Morrendo, é inevitável que Toninho Malvadeza seja humanizado. Como quando o foi durante a morte do filho, Luís Eduardo Magalhães. Quem sabe, nos próximos dias, sejam reavivadas as imagens de ACM sendo consolado por Roberto e Lily Marinho ou recebendo solidárias condolências até do Pedro Simon, também um pai que perdera seu filho. Não vou aqui meter o dedo na ferida contada à boca miúda – afinal, quem se atreve a escancarar demais a boca para os Magalhães? Mas se sabe que a filha, Ana Lúcia Magalhães, era homossexual e se matou com um tiro na cabeça logo depois de ligar para o pai a fim de informar-lhe que não suportava mais tudo o que havia passado – referências a discussões em família.
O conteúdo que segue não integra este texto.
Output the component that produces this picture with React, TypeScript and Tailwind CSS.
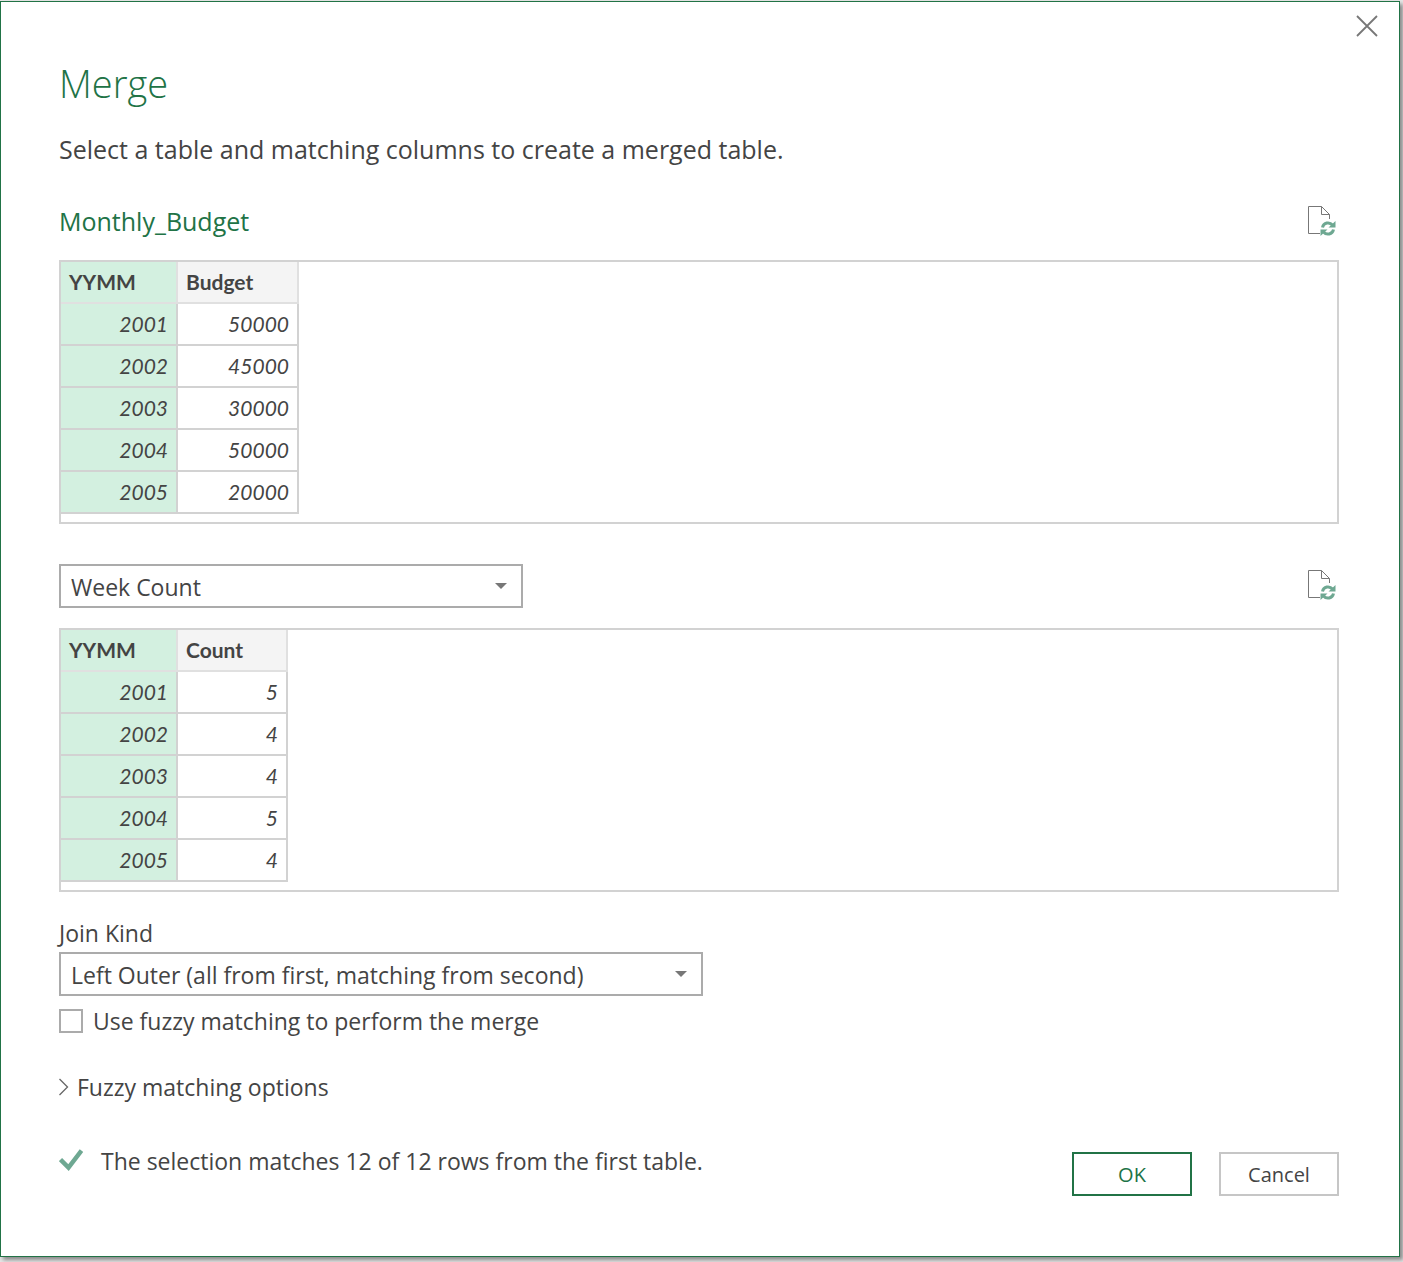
import { useState } from 'react';

type PreviewProps = { label: string; columns: [string, string]; rows: [string, string][]; valueWidth: string };

const budgetRows: [string, string][] = [
  ['2001', '50000'],
  ['2002', '45000'],
  ['2003', '30000'],
  ['2004', '50000'],
  ['2005', '20000'],
];

const weekRows: [string, string][] = [
  ['2001', '5'],
  ['2002', '4'],
  ['2003', '4'],
  ['2004', '5'],
  ['2005', '4'],
];

function PreviewTable({ label, columns, rows, valueWidth }: PreviewProps) {
  return (
    <div className="border-2 border-[#d2d2d2] pb-2">
      <table aria-label={label} className="table-fixed border-separate border-spacing-0 font-['Lato','Open_Sans',sans-serif] text-[21px] leading-10">
        <thead>
          <tr className="text-left">
            <th scope="col" className="w-[117px] border-r-2 border-b-2 border-[#e0e0e0] bg-[#d3f0e0] px-2 py-0 font-bold">
              {columns[0]}
            </th>
            <th scope="col" className={`${valueWidth} border-r-2 border-b-2 border-[#e0e0e0] bg-[#f4f4f4] px-2 py-0 font-bold`}>
              {columns[1]}
            </th>
          </tr>
        </thead>
        <tbody>
          {rows.map(([key, value]) => (
            <tr key={key} className="text-right italic">
              <td className="border-r-2 border-b-2 border-[#d2d2d2] bg-[#d3f0e0] px-2 py-0">{key}</td>
              <td className="border-r-2 border-b-2 border-[#d2d2d2] px-2 py-0">{value}</td>
            </tr>
          ))}
        </tbody>
      </table>
    </div>
  );
}

function RefreshButton({ label }: { label: string }) {
  return (
    <button type="button" aria-label={label} className="mr-[3px] shrink-0">
      <svg width="28" height="32" viewBox="0 1 28 32" fill="none">
        <path d="M12 28.5H.5V1.500H13.500L21.500 9.500V14" stroke="#777" />
        <path d="M13.500 1.500V9.500H21.500" stroke="#777" />
        <g stroke="#6ea892" strokeWidth="3">
          <path d="M14.500 22.500C15.500 17.500 21.500 16.500 24.500 20" />
          <path d="M25.500 24.500C24.500 29.500 18.500 30.500 15.500 27" />
        </g>
        <path d="M27.500 16V22.500H20.500Z" fill="#6ea892" />
        <path d="M12.500 31V24.500H19.500Z" fill="#6ea892" />
      </svg>
    </button>
  );
}

function DropDown({ id, label, width, options }: { id: string; label?: string; width: string; options: string[] }) {
  return (
    <div className={`relative max-w-full ${width}`}>
      <select
        id={id}
        aria-label={label}
        className="block h-11 w-full appearance-none rounded-none border-2 border-[#ababab] bg-white pt-0.5 pr-10 pl-[10px] text-[23px]"
      >
        {options.map((o) => (
          <option key={o}>{o}</option>
        ))}
      </select>
      <svg className="pointer-events-none absolute top-[19px] right-4" width="12" height="6" viewBox="0 0 12 6" fill="#777">
        <path d="M0 0H12L6 6Z" />
      </svg>
    </div>
  );
}

export default function App() {
  const [fuzzy, setFuzzy] = useState(false);
  return (
    <div className="flex min-h-screen bg-[#e6e6e6] pt-px pr-[3px] pb-[5px] font-['Open_Sans','Noto_Sans',sans-serif] text-[#444]">
      <main
        role="dialog"
        aria-labelledby="title"
        className="relative flex-1 border border-[#217346] bg-white pr-[60px] pl-[58px] shadow-[3px_3px_4px_rgba(0,0,0,0.4)]"
      >
        <button type="button" aria-label="Close" className="absolute top-[13px] right-[21px]">
          <svg width="22" height="22" viewBox="0 0 22 22" stroke="#777" strokeWidth="1.800">
            <path d="M1 1L21 21M21 1L1 21" />
          </svg>
        </button>

        <h1 id="title" className="pt-14 text-[38px] leading-[50px] font-light text-[#217346]">Merge</h1>
        <p className="mt-[21px] text-[25px] leading-10">Select a table and matching columns to create a merged table.</p>

        <div className="mt-[33px] flex h-10 items-center justify-between">
          <h2 className="text-[25px] text-[#217346]">Monthly_Budget</h2>
          <RefreshButton label="Refresh Monthly_Budget preview" />
        </div>
        <div className="mt-[18px]">
          <PreviewTable label="Monthly_Budget" columns={['YYMM', 'Budget']} rows={budgetRows} valueWidth="w-[121px]" />
        </div>

        <div className="mt-10 flex items-center justify-between">
          <DropDown id="second" label="Second table" width="w-[464px]" options={['Week Count', 'Monthly_Budget']} />
          <RefreshButton label="Refresh Week Count preview" />
        </div>
        <div className="mt-5">
          <PreviewTable label="Week Count" columns={['YYMM', 'Count']} rows={weekRows} valueWidth="w-[110px]" />
        </div>

        <label htmlFor="join" className="mt-[23px] mb-px block text-[23px] leading-9">Join Kind</label>
        <DropDown
          id="join"
          width="w-[644px]"
          options={[
            'Left Outer (all from first, matching from second)',
            'Right Outer (all from second, matching from first)',
            'Full Outer (all rows from both)',
            'Inner (only matching rows)',
          ]}
        />
        <label className="mt-[7px] flex items-center gap-[10px] text-[23px] leading-9">
          <input
            type="checkbox"
            checked={fuzzy}
            onChange={(e) => setFuzzy(e.target.checked)}
            className="size-6 appearance-none border-2 border-[#ababab] bg-white checked:bg-[#217346]"
          />
          Use fuzzy matching to perform the merge
        </label>
        <button type="button" aria-expanded="false" className="mt-[30px] flex items-center gap-2 text-[23px] leading-9">
          <svg width="10" height="18" viewBox="0 0 10 18" fill="none" stroke="#666" strokeWidth="1.300">
            <path d="M.5 1L8.500 9L.5 17" />
          </svg>
          Fuzzy matching options
        </button>

        <div className="mt-[38px] flex items-start justify-between">
          <p className="flex items-center gap-[18px] text-[23px] leading-9">
            <svg width="24" height="24" viewBox="0 0 24 24" fill="none" stroke="#6ea892" strokeWidth="4.500">
              <path d="M1.500 10.500L9.500 18.500L22.500 1.500" />
            </svg>
            The selection matches 12 of 12 rows from the first table.
          </p>
          <div className="mt-[9px] flex gap-[27px] text-[20px]">
            <button type="button" className="h-11 w-[120px] border-2 border-[#217346] pt-0.5 text-[#217346]">OK</button>
            <button type="button" className="h-11 w-[120px] border-2 border-[#c6c6c6] pt-0.5">Cancel</button>
          </div>
        </div>
      </main>
    </div>
  );
}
E o paternal ACM não era muito de admitir sua vida romântica. Mas este não foi o único suicídio sob o teto da Casa Grande. Houve um genro que também foi encontrado morto com um tiro na cabeça, apenas três meses depois do casamento com Teresa Helena.

Golpe militar, nepotismo, apadrinhamento político, perseguição à imprensa e à oposição em geral, tragédias em família, cassação, jogo duplo e por aí vai.

O bom velhinho também se vai. E se fica o símbolo, que se discuta e se revele o que jaz aquém da carcaça do mesmo símbolo! Esperemos as matérias. Mas leiamos e busquemos mais, muito mais. O que não é dito, guarda um espanador e tanto.